-- Set task --
Go through the data below. Pull out every line that has the word "styles".

-- Data excerpt --

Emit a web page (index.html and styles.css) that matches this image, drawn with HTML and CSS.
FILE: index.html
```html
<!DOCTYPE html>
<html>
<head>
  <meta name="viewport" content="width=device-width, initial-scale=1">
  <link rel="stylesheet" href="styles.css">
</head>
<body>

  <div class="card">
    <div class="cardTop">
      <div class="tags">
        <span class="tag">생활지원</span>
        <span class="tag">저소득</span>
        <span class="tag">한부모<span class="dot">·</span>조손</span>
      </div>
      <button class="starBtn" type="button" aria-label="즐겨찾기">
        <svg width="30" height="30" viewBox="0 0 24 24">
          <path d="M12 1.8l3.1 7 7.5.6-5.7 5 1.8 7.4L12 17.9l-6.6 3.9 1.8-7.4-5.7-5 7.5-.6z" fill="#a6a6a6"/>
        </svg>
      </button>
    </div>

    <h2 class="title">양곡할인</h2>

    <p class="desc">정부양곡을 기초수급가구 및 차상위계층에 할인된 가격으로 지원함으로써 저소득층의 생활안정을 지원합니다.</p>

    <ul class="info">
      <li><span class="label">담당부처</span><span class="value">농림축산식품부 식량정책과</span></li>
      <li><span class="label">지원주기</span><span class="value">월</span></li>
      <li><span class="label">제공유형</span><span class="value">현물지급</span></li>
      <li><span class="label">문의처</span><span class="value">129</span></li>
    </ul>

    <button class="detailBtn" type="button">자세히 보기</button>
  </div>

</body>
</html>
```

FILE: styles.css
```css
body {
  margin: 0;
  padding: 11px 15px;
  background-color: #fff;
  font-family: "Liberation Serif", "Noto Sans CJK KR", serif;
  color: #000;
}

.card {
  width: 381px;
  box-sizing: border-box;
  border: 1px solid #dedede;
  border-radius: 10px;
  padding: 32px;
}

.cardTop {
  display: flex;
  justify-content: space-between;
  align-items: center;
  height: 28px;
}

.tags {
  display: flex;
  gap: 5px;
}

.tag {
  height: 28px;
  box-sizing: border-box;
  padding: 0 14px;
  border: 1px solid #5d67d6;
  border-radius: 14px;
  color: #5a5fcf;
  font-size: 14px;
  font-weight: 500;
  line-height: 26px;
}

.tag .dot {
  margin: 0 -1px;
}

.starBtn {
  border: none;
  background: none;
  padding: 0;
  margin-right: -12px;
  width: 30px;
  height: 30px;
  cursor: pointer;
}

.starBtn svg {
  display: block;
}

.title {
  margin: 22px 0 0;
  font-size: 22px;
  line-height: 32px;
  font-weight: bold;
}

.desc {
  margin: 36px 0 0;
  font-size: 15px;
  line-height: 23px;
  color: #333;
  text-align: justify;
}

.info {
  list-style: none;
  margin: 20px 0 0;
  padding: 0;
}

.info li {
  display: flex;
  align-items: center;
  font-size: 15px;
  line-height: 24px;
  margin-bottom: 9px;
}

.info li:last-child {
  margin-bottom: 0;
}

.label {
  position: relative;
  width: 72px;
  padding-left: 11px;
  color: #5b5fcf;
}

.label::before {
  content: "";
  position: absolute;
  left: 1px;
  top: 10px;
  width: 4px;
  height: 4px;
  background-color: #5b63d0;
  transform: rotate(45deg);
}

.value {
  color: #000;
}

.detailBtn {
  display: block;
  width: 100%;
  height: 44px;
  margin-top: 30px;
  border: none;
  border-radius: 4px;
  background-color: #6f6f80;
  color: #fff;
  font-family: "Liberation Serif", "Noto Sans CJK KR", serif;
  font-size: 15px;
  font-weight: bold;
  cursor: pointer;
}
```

-- Solution to this task --
Emit a web page (index.html and styles.css) that matches this image, drawn with HTML and CSS.
  <link rel="stylesheet" href="styles.css">
FILE: styles.css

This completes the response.